_To be done_
For the data that follows, report how many lines contain the word "size", and nothing else.

═════ Information supplied

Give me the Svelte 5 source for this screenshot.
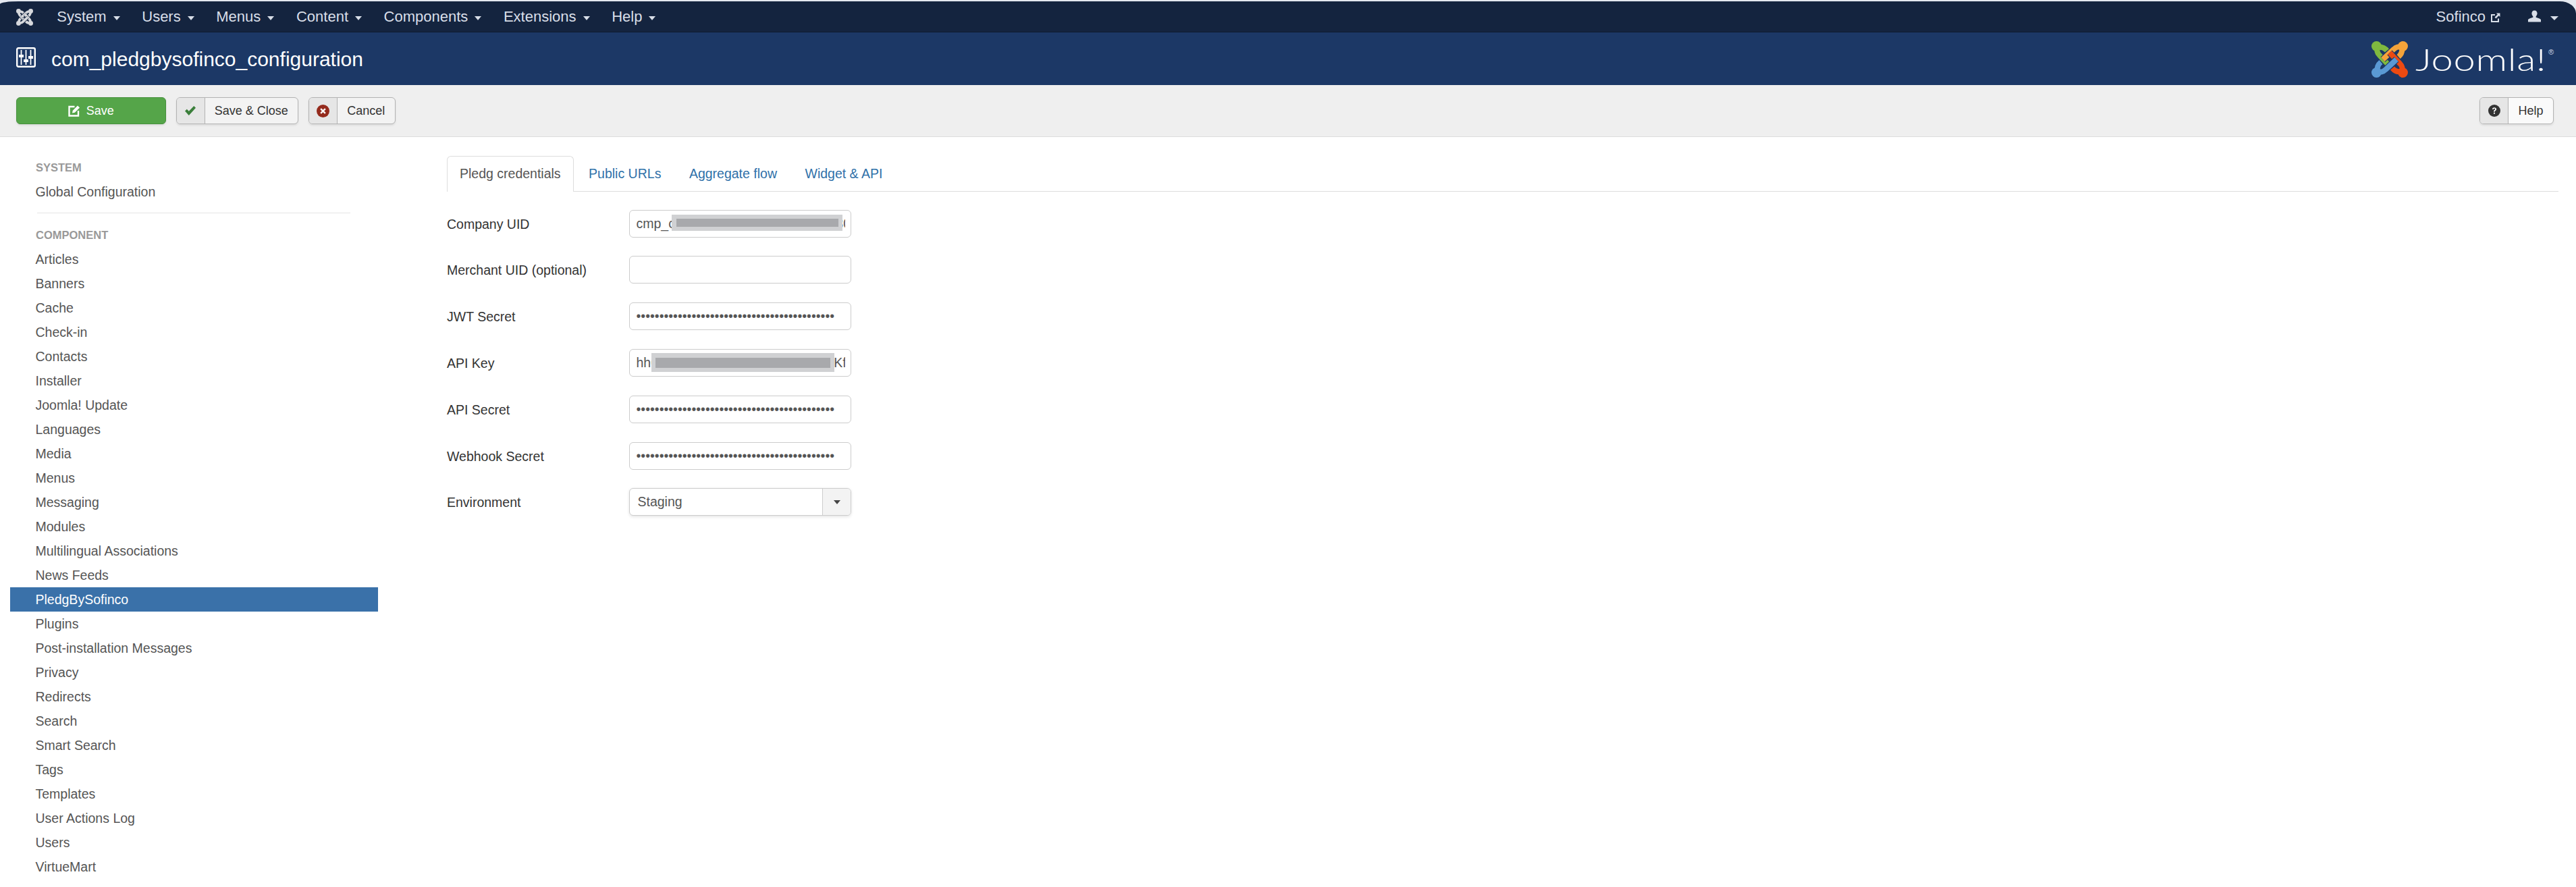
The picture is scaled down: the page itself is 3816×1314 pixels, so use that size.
<script>
	const topMenu = ['System', 'Users', 'Menus', 'Content', 'Components', 'Extensions', 'Help'];
	const components = [
		'Articles', 'Banners', 'Cache', 'Check-in', 'Contacts', 'Installer', 'Joomla! Update',
		'Languages', 'Media', 'Menus', 'Messaging', 'Modules', 'Multilingual Associations',
		'News Feeds', 'PledgBySofinco', 'Plugins', 'Post-installation Messages', 'Privacy',
		'Redirects', 'Search', 'Smart Search', 'Tags', 'Templates', 'User Actions Log', 'Users',
		'VirtueMart'
	];
	const tabs = ['Pledg credentials', 'Public URLs', 'Aggregate flow', 'Widget & API'];
	const secret = 'x'.repeat(43);
	const markColors = ['#7fb93f', '#f4a33a', '#ec4a12', '#5a99d4'];
	const greyColors = ['#d6d8dc', '#d6d8dc', '#d6d8dc', '#d6d8dc'];
</script>

{#snippet mark(colors, gap)}
	<svg class="piece-set" viewBox="0 0 54 54" aria-hidden="true">
		{#each [0, 1, 2, 3] as i}
			<g transform="rotate({i * 90} 27 27)">
				<path d="M23 14 C19 9 14 8 9 9 C8 14 8 17 12 21 L27 37" fill="none" stroke={gap} stroke-width="10" />
				<path d="M23 14 C19 9 14 8 9 9 C8 14 8 17 12 21 L27 37" fill="none" stroke={colors[i]} stroke-width="8" />
				<circle cx="7.500" cy="7.500" r="7.500" fill={colors[i]} />
			</g>
		{/each}
	</svg>
{/snippet}

<div class="page">
	<nav class="topbar">
		<span class="brand">{@render mark(greyColors, '#14243f')}</span>
		<ul class="menu">
			{#each topMenu as item}
				<li>{item}<i class="caret"></i></li>
			{/each}
		</ul>
		<div class="user">
			<span class="site">Sofinco
				<svg class="ext" viewBox="0 0 16 16" aria-hidden="true">
					<path d="M12 9.500V14H2V4h5" fill="none" stroke="currentColor" stroke-width="2" />
					<path d="M9 1.500h5.500V7L12.600 5.200 8.400 9.400 6.600 7.600l4.200-4.200z" fill="currentColor" />
				</svg>
			</span>
			<svg class="person" viewBox="0 0 20 18" aria-hidden="true">
				<path d="M10 0c2.800 0 4.300 2 4.300 4.600 0 2-.9 3.600-2 4.600v1.600c2 .8 6.700 1.600 7.700 3.600V18H0v-3.600c1-2 5.700-2.800 7.700-3.600V9.200c-1.100-1-2-2.600-2-4.600C5.700 2 7.200 0 10 0z" fill="currentColor" />
			</svg>
			<i class="caret wide"></i>
		</div>
	</nav>

	<header class="title-bar">
		<svg class="title-icon" viewBox="0 0 29 30" aria-hidden="true">
			<rect x="1.200" y="1.200" width="26.600" height="27.600" rx="2" fill="none" stroke="#fff" stroke-width="2.400" />
			<path d="M7.500 4v22M14.500 4v22M21.500 4v22" stroke="#fff" stroke-width="1.800" />
			<rect x="4" y="11" width="7" height="4" fill="#fff" />
			<rect x="11" y="18" width="7" height="4" fill="#fff" />
			<rect x="18" y="13" width="7" height="4" fill="#fff" />
		</svg>
		<h1>com_pledgbysofinco_configuration</h1>
		<div class="logo">
			<span class="logo-mark">{@render mark(markColors, '#1c3866')}</span>
			<span class="wordmark">Joomla!</span><span class="reg">®</span>
		</div>
	</header>

	<div class="toolbar">
		<button class="btn save">
			<svg class="ico-save" viewBox="0 0 18 18" aria-hidden="true">
				<path d="M9.500 3H1.500v13.500H15V9" fill="none" stroke="#fff" stroke-width="2.400" />
				<path d="M6 12.500l.8-3.800L14 1.500l3 3-7.200 7.200z" fill="#fff" />
			</svg>
			Save
		</button>
		<button class="btn split close">
			<span class="icon-cell">
				<svg viewBox="0 0 18 16" width="18" height="16" aria-hidden="true">
					<path d="M1 8.500l2.800-2.800 3 3L14.200 1 17 3.800 6.800 15z" fill="#3b7f3b" />
				</svg>
			</span>
			<span class="label">Save &amp; Close</span>
		</button>
		<button class="btn split cancel">
			<span class="icon-cell">
				<svg viewBox="0 0 18 18" width="19" height="19" aria-hidden="true">
					<circle cx="9" cy="9" r="9" fill="#942a1c" />
					<path d="M5.800 5.800l6.400 6.400M12.200 5.800l-6.400 6.400" stroke="#fff" stroke-width="2.200" />
				</svg>
			</span>
			<span class="label">Cancel</span>
		</button>
		<button class="btn split help">
			<span class="icon-cell">
				<svg viewBox="0 0 18 18" width="18" height="18" aria-hidden="true">
					<circle cx="9" cy="9" r="9" fill="#333" />
					<path d="M6 7c0-1.800 1.300-2.800 3-2.800S12.100 5.200 12.100 6.800c0 2-2.300 2-2.300 3.800H8c0-2.600 2.200-2.700 2.200-3.800 0-.6-.5-1-1.200-1s-1.200.4-1.200 1.200z" fill="#fff" />
					<rect x="8" y="11.700" width="1.900" height="2" fill="#fff" />
				</svg>
			</span>
			<span class="label">Help</span>
		</button>
	</div>

	<main class="body">
		<aside class="sidebar">
			<div class="section">System</div>
			<div class="row">Global Configuration</div>
			<hr />
			<div class="section">Component</div>
			{#each components as name}
				<div class="row" class:active={name === 'PledgBySofinco'}>{name}</div>
			{/each}
		</aside>

		<section class="content">
			<ul class="tabs">
				{#each tabs as tab, i}
					<li class:current={i === 0}>{tab}</li>
				{/each}
			</ul>

			<form class="form">
				<div class="field">
					<label for="company">Company UID</label>
					<div class="masked">
						<input id="company" type="text" readonly value="cmp_c0000000000000000000000300000" />
						<span class="blur company"><span></span></span>
					</div>
				</div>
				<div class="field">
					<label for="merchant">Merchant UID (optional)</label>
					<input id="merchant" type="text" readonly value="" />
				</div>
				<div class="field">
					<label for="jwt">JWT Secret</label>
					<input id="jwt" type="password" readonly value={secret} />
				</div>
				<div class="field">
					<label for="apikey">API Key</label>
					<div class="masked">
						<input id="apikey" type="text" readonly value="hh0000000000000000000000000Kfxxxx" />
						<span class="blur key"><span></span></span>
					</div>
				</div>
				<div class="field">
					<label for="apisecret">API Secret</label>
					<input id="apisecret" type="password" readonly value={secret} />
				</div>
				<div class="field">
					<label for="webhook">Webhook Secret</label>
					<input id="webhook" type="password" readonly value={secret} />
				</div>
				<div class="field">
					<label for="env">Environment</label>
					<div id="env" class="chosen">
						<span class="chosen-value">Staging</span>
						<span class="chosen-arrow"><i></i></span>
					</div>
				</div>
			</form>
		</section>
	</main>
</div>

<style>
	:global(body) {
		margin: 0;
		background: #fff;
	}
	.page {
		width: 3816px;
		height: 1314px;
		overflow: hidden;
		font-family: 'Liberation Sans', Arial, sans-serif;
		font-size: 19.5px;
		color: #333;
		background: #fff;
	}

	/* top nav */
	.topbar {
		display: flex;
		align-items: center;
		height: 48px;
		box-sizing: border-box;
		border-top: 2px solid #e4e8ef;
		background: #e4e8ef;
		color: #d8dee8;
		font-size: 22px;
		position: relative;
	}
	.topbar::before {
		content: '';
		position: absolute;
		inset: 0;
		background: #14243f;
		border-bottom: 1px solid #0e1a30;
		border-radius: 28px 24px 0 0 / 4px 18px 0 0;
	}
	.brand,
	.menu,
	.user {
		position: relative;
	}
	.brand {
		width: 27px;
		height: 25px;
		margin-left: 23px;
		display: flex;
	}
	.piece-set {
		width: 100%;
		height: 100%;
		display: block;
	}
	.menu {
		display: flex;
		list-style: none;
		margin: 0 0 0 18px;
		padding: 0;
	}
	.menu li {
		display: flex;
		align-items: center;
		padding: 0 16.3px;
	}
	.caret {
		display: inline-block;
		width: 0;
		height: 0;
		margin-left: 10px;
		margin-top: 3px;
		border-left: 5.5px solid transparent;
		border-right: 5.5px solid transparent;
		border-top: 6px solid currentColor;
	}
	.user {
		display: flex;
		align-items: center;
		margin-left: auto;
		padding-right: 26px;
	}
	.site {
		display: flex;
		align-items: center;
		gap: 7px;
	}
	.ext {
		width: 16px;
		height: 16px;
		margin-top: 2px;
	}
	.person {
		width: 19px;
		height: 18px;
		margin-left: 40px;
		margin-top: -2px;
	}
	.caret.wide {
		margin-left: 14px;
		border-left-width: 6px;
		border-right-width: 6px;
	}

	/* title bar */
	.title-bar {
		display: flex;
		align-items: center;
		height: 78px;
		background: #1c3866;
		padding-left: 24px;
		padding-right: 33px;
		color: #fff;
	}
	.title-icon {
		width: 29px;
		height: 30px;
		margin-top: -4px;
	}
	h1 {
		margin: 0 0 0 23px;
		font-size: 30px;
		font-weight: 400;
		line-height: 36px;
		padding-top: 1px;
	}
	.logo {
		margin-left: auto;
		display: flex;
		align-items: flex-start;
		margin-top: 2px;
	}
	.logo-mark {
		width: 54px;
		height: 54px;
		display: block;
	}
	.wordmark {
		display: block;
		width: 196px;
		font-family: Lato, sans-serif;
		font-weight: 300;
		font-size: 46px;
		line-height: 54px;
		margin-left: 11px;
		letter-spacing: 0.5px;
		white-space: nowrap;
		transform: scaleX(1.26);
		transform-origin: left center;
	}
	.reg {
		font-size: 11px;
		line-height: 14px;
		margin: 9px 0 0 1px;
		color: #d5dbe6;
	}

	/* toolbar */
	.toolbar {
		display: flex;
		align-items: center;
		gap: 15px;
		height: 77px;
		box-sizing: border-box;
		background: #efefef;
		border-bottom: 1.5px solid #ddd;
		padding: 0 33px 0 24px;
	}
	.btn {
		display: flex;
		align-items: center;
		height: 40px;
		padding: 0;
		box-sizing: border-box;
		border: 1.5px solid #b3b3b3;
		border-radius: 6px;
		background: #f3f3f3;
		color: #333;
		font: inherit;
		font-size: 18px;
		box-shadow: 0 1.5px 3px rgba(0, 0, 0, 0.08);
	}
	.save {
		width: 221.5px;
		justify-content: center;
		gap: 9px;
		background: #55a549;
		border-color: #47913d;
		color: #fff;
	}
	.ico-save {
		width: 18px;
		height: 18px;
	}
	.icon-cell {
		display: flex;
		align-items: center;
		justify-content: center;
		height: 100%;
		width: 41px;
		background: #e6e6e6;
		border-right: 1.5px solid #b3b3b3;
		border-radius: 5px 0 0 5px;
	}
	.label {
		flex: 1;
		text-align: center;
	}
	.close {
		width: 181.5px;
	}
	.cancel {
		width: 128.5px;
	}
	.help {
		width: 110px;
		margin-left: auto;
		background: #fafafa;
	}

	/* main area */
	.body {
		display: flex;
		align-items: flex-start;
	}
	.sidebar {
		width: 545px;
		margin-left: 15px;
		padding-top: 27px;
		flex: none;
	}
	.section {
		height: 36px;
		line-height: 36px;
		padding-left: 38px;
		font-size: 16.5px;
		font-weight: 700;
		color: #999;
		text-transform: uppercase;
	}
	.row {
		height: 36px;
		line-height: 37px;
		padding-left: 37.5px;
		color: #555;
	}
	.row.active {
		background: #3a71a9;
		color: #fff;
	}
	hr {
		margin: 12.5px 41px 14px 40px;
		border: 0;
		border-top: 1.5px solid #e5e5e5;
	}
	.content {
		width: 3128px;
		margin-left: 102px;
		padding-top: 28px;
		flex: none;
	}
	.tabs {
		display: flex;
		gap: 3.5px;
		list-style: none;
		margin: 0;
		padding: 0;
		height: 51.5px;
		border-bottom: 1.5px solid #ddd;
	}
	.tabs li {
		box-sizing: border-box;
		height: 53px;
		padding: 0 18px;
		line-height: 51px;
		color: #2f71a9;
		border: 1.5px solid transparent;
		border-bottom: 0;
		border-radius: 6px 6px 0 0;
	}
	.tabs li.current {
		color: #555;
		background: #fff;
		border-color: #ddd;
	}
	.form {
		display: flex;
		flex-direction: column;
		gap: 27.83px;
		margin-top: 27px;
	}
	.field {
		display: flex;
		align-items: center;
	}
	label {
		width: 270px;
		flex: none;
		color: #333;
		padding-top: 2px;
	}
	input {
		width: 328.5px;
		height: 41px;
		box-sizing: border-box;
		padding: 0 7.5px 0 9.5px;
		border: 1.5px solid #ccc;
		border-radius: 6px;
		background: #fff;
		color: #555;
		font: inherit;
		outline: none;
		display: block;
	}
	.masked {
		position: relative;
		width: 328.5px;
	}
	.blur {
		position: absolute;
		display: block;
		background: #d0d1d3;
	}
	.blur span {
		position: absolute;
		display: block;
		background: #a8a9ac;
	}
	.blur.company {
		left: 63px;
		top: 7px;
		width: 253px;
		height: 24px;
	}
	.blur.company span {
		left: 6.500px;
		right: 6px;
		top: 6px;
		height: 12px;
	}
	.blur.key {
		left: 33px;
		top: 6px;
		width: 271px;
		height: 28px;
	}
	.blur.key span {
		left: 6px;
		right: 6px;
		top: 7px;
		height: 15px;
	}
	.chosen {
		display: flex;
		width: 329px;
		height: 41px;
		box-sizing: border-box;
		border: 1.5px solid #ccc;
		border-radius: 6px;
		background: #fff;
		color: #555;
		box-shadow: 0 1.5px 4px rgba(0, 0, 0, 0.1);
		overflow: hidden;
	}
	.chosen-value {
		flex: 1;
		padding-left: 11.5px;
		line-height: 38px;
	}
	.chosen-arrow {
		width: 41px;
		display: flex;
		align-items: center;
		justify-content: center;
		background: #f3f3f3;
		border-left: 1.5px solid #ccc;
	}
	.chosen-arrow i {
		width: 0;
		height: 0;
		border-left: 5.5px solid transparent;
		border-right: 5.5px solid transparent;
		border-top: 6px solid #444;
	}
</style>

══════════

_Problem solution_
8